E.J. Dionne huffs, “A 51-48 percent victory is not a mandate.” And Joshua Micah Marshall—responding to the President’s claim that his reelection was a “broad, nationwide victory”—writes: “He must be kidding. Our system is majority rule. And 51% is a win. But he's claiming a mandate. ‘A broad, nationwide victory’? It would almost be comical if it weren't for the seriousness of what it portends. This election cut the nation in two. A single percentage point over 50% is not broad.”
In the last 60 years, only one Democrat—Lyndon Johnson—received a percentage of the popular vote as high as President Bush’s (see below). And as we know, no one has ever received so many votes. Are these guys saying that only Clinton and Kennedy and Truman didn’t have broad victories and couldn’t claim a “mandate”?
- Clinton in 1996—49.2
- Clinton in 1992—43.0
- Carter in 1976—50.1
- Kennedy in 1960—49.7
- Johnson in 1964—61.1
- Truman in 1948—49.6
Dionne also complains: “Even Democrats have talked about their party's being confined to an ‘enclave.’ Enclave? Blue America includes the entire Northeast, all of the West Coast but for Alaska and much of the upper Midwest.”

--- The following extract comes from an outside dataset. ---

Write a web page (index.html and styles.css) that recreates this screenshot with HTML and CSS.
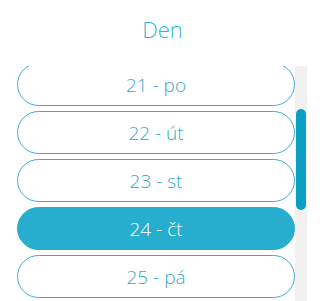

Well, let’s go to the map. Yep, it’s an enclave.
Update 2: A friend writes:
I think this is true and a helpful way of putting things.
Note that my original post wasn't making the case for a "mandate"--an obviously ambiguous term. I'm just wondering if all those "there's no mandate!" folks were saying the same thing about Clinton.
Update 3: A reader alerts Instapundit that the popular-vote gap has widened, 52-47, for a difference of over 4.5 million votes.